→ **YOUR GOAL**:
Without the images, write out all of the following entries exactly.
━━━━━ MATERIAL TO PROCESS
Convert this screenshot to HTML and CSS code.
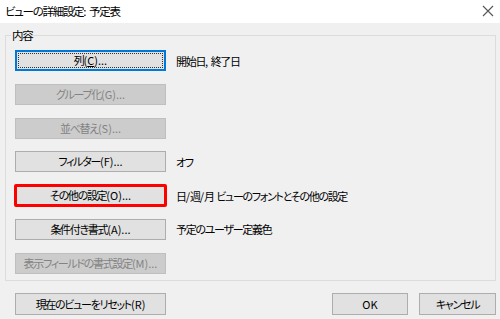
FILE: index.html
```html
<!DOCTYPE html>
<html lang="ja">
<head>
<meta charset="utf-8">
<link rel="stylesheet" href="styles.css">
</head>
<body>
<div class="dialog">
  <div class="titlebar">
    <span class="title">ビューの詳細設定<span class="a">: </span>予定表</span>
    <svg class="close" width="12" height="12" viewBox="0 0 12 12"><path d="M1 1L11 11M11 1L1 11" stroke="#555" stroke-width="1.1" fill="none"/></svg>
  </div>
  <div class="content">
    <fieldset class="group">
      <legend>内容</legend>
      <div class="rows">
        <div class="row"><button class="btn default"><span class="focus">列<span class="a">(<u>C</u>)...</span></span></button><span class="desc">開始日<span class="a">, </span>終了日</span></div>
        <div class="row"><button class="btn disabled">グループ化<span class="a">(G)...</span></button></div>
        <div class="row"><button class="btn disabled">並べ替え<span class="a">(S)...</span></button></div>
        <div class="row"><button class="btn">フィルター<span class="a">(F)...</span></button><span class="desc">オフ</span></div>
        <div class="row"><button class="btn marked">その他の設定<span class="a">(O)...</span></button><span class="desc">日<span class="a">/</span>週<span class="a">/</span>月<span class="a"> </span>ビューのフォントとその他の設定</span></div>
        <div class="row"><button class="btn">条件付き書式<span class="a">(A)...</span></button><span class="desc">予定のユーザー定義色</span></div>
        <div class="row"><button class="btn disabled">表示フィールドの書式設定<span class="a">(M)...</span></button></div>
      </div>
    </fieldset>
    <div class="footer">
      <button class="btn reset">現在のビューをリセット<span class="a">(R)</span></button>
      <div class="spacer"></div>
      <button class="btn ok"><span class="a">OK</span></button>
      <button class="btn cancel">キャンセル</button>
    </div>
  </div>
</div>
</body>
</html>
```
FILE: styles.css
```css
* { box-sizing: border-box; }
html, body { margin: 0; padding: 0; }
body {
  width: 500px;
  height: 319px;
  background: #f0f0f0;
  font-family: "Noto Sans CJK JP", "Noto Sans", sans-serif;
  font-size: 11px;
  letter-spacing: -1.3px;
  font-feature-settings: "palt";
  color: #000;
  overflow: hidden;
}
.a { letter-spacing: 0; }
.dialog { width: 500px; height: 319px; }
.titlebar {
  height: 23px;
  background: #fff;
  display: flex;
  align-items: center;
  justify-content: space-between;
  padding: 0 6px 1px 5px;
}
.title { font-size: 11.5px; line-height: 14px; }
.close { display: block; }
.content { padding: 5px 4px 0 5px; }
.group {
  margin: 0;
  padding: 0 0 0 9px;
  border: 1px solid #dcdcdc;
  height: 253px;
  width: 491px;
}
.group legend {
  padding: 0 1px;
  margin-left: -4px;
  line-height: 14px;
  font-size: 11.5px;
}
.rows {
  display: flex;
  flex-direction: column;
  gap: 12.8px;
  padding-top: 8px;
}
.row {
  display: flex;
  align-items: center;
  height: 21px;
}
.btn {
  font-family: inherit;
  font-size: 11px;
  letter-spacing: -1.3px;
  font-feature-settings: "palt";
  width: 151px;
  height: 21px;
  background: #e1e1e1;
  border: 1px solid #adadad;
  color: #000;
  padding: 0;
  margin: 0;
  line-height: 19px;
  text-align: center;
  white-space: nowrap;
}
.btn.default {
  border: 2px solid #0078d7;
  padding: 1px;
}
.btn.default .focus {
  display: block;
  height: 100%;
  border: 1px dotted #333;
  line-height: 13px;
}
.btn.disabled {
  background: #cccccc;
  border-color: #bfbfbf;
  color: #838383;
}
.btn.marked {
  outline: 3px solid #ff0000;
  outline-offset: -2px;
  border-radius: 1px;
}
.desc { margin-left: 10px; line-height: 14px; white-space: nowrap; }
.footer {
  display: flex;
  margin-top: 12px;
  padding-left: 10px;
}
.footer .btn { height: 22px; line-height: 20px; }
.spacer { flex: 1; }
.ok { width: 76px; }
.cancel { width: 77px; margin-left: 11px; }
```
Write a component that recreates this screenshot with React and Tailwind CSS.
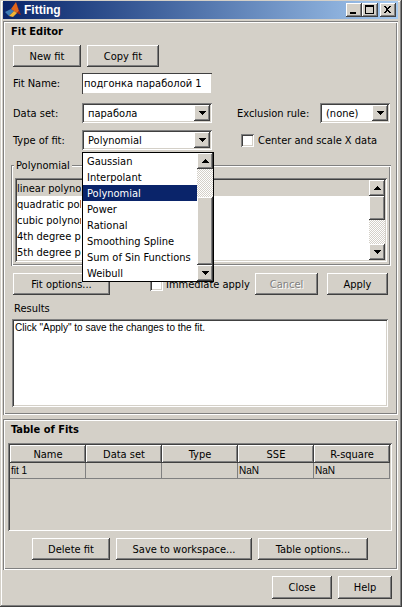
━━━━━━━━━━
→ **EXERCISE RESPONSE**:
Convert this screenshot to HTML and CSS code.
FILE: index.html
```html
<!DOCTYPE html>
<html lang="ja">
<head>
<meta charset="utf-8">
<link rel="stylesheet" href="styles.css">
</head>
<body>
<div class="dialog">
  <div class="titlebar">
    <span class="title">ビューの詳細設定<span class="a">: </span>予定表</span>
    <svg class="close" width="12" height="12" viewBox="0 0 12 12"><path d="M1 1L11 11M11 1L1 11" stroke="#555" stroke-width="1.1" fill="none"/></svg>
  </div>
  <div class="content">
    <fieldset class="group">
      <legend>内容</legend>
      <div class="rows">
        <div class="row"><button class="btn default"><span class="focus">列<span class="a">(<u>C</u>)...</span></span></button><span class="desc">開始日<span class="a">, </span>終了日</span></div>
        <div class="row"><button class="btn disabled">グループ化<span class="a">(G)...</span></button></div>
        <div class="row"><button class="btn disabled">並べ替え<span class="a">(S)...</span></button></div>
        <div class="row"><button class="btn">フィルター<span class="a">(F)...</span></button><span class="desc">オフ</span></div>
        <div class="row"><button class="btn marked">その他の設定<span class="a">(O)...</span></button><span class="desc">日<span class="a">/</span>週<span class="a">/</span>月<span class="a"> </span>ビューのフォントとその他の設定</span></div>
        <div class="row"><button class="btn">条件付き書式<span class="a">(A)...</span></button><span class="desc">予定のユーザー定義色</span></div>
        <div class="row"><button class="btn disabled">表示フィールドの書式設定<span class="a">(M)...</span></button></div>
      </div>
    </fieldset>
    <div class="footer">
      <button class="btn reset">現在のビューをリセット<span class="a">(R)</span></button>
      <div class="spacer"></div>
      <button class="btn ok"><span class="a">OK</span></button>
      <button class="btn cancel">キャンセル</button>
    </div>
  </div>
</div>
</body>
</html>
```
FILE: styles.css
```css
* { box-sizing: border-box; }
html, body { margin: 0; padding: 0; }
body {
  width: 500px;
  height: 319px;
  background: #f0f0f0;
  font-family: "Noto Sans CJK JP", "Noto Sans", sans-serif;
  font-size: 11px;
  letter-spacing: -1.3px;
  font-feature-settings: "palt";
  color: #000;
  overflow: hidden;
}
.a { letter-spacing: 0; }
.dialog { width: 500px; height: 319px; }
.titlebar {
  height: 23px;
  background: #fff;
  display: flex;
  align-items: center;
  justify-content: space-between;
  padding: 0 6px 1px 5px;
}
.title { font-size: 11.5px; line-height: 14px; }
.close { display: block; }
.content { padding: 5px 4px 0 5px; }
.group {
  margin: 0;
  padding: 0 0 0 9px;
  border: 1px solid #dcdcdc;
  height: 253px;
  width: 491px;
}
.group legend {
  padding: 0 1px;
  margin-left: -4px;
  line-height: 14px;
  font-size: 11.5px;
}
.rows {
  display: flex;
  flex-direction: column;
  gap: 12.8px;
  padding-top: 8px;
}
.row {
  display: flex;
  align-items: center;
  height: 21px;
}
.btn {
  font-family: inherit;
  font-size: 11px;
  letter-spacing: -1.3px;
  font-feature-settings: "palt";
  width: 151px;
  height: 21px;
  background: #e1e1e1;
  border: 1px solid #adadad;
  color: #000;
  padding: 0;
  margin: 0;
  line-height: 19px;
  text-align: center;
  white-space: nowrap;
}
.btn.default {
  border: 2px solid #0078d7;
  padding: 1px;
}
.btn.default .focus {
  display: block;
  height: 100%;
  border: 1px dotted #333;
  line-height: 13px;
}
.btn.disabled {
  background: #cccccc;
  border-color: #bfbfbf;
  color: #838383;
}
.btn.marked {
  outline: 3px solid #ff0000;
  outline-offset: -2px;
  border-radius: 1px;
}
.desc { margin-left: 10px; line-height: 14px; white-space: nowrap; }
.footer {
  display: flex;
  margin-top: 12px;
  padding-left: 10px;
}
.footer .btn { height: 22px; line-height: 20px; }
.spacer { flex: 1; }
.ok { width: 76px; }
.cancel { width: 77px; margin-left: 11px; }
```
Write a component that recreates this screenshot with React and Tailwind CSS.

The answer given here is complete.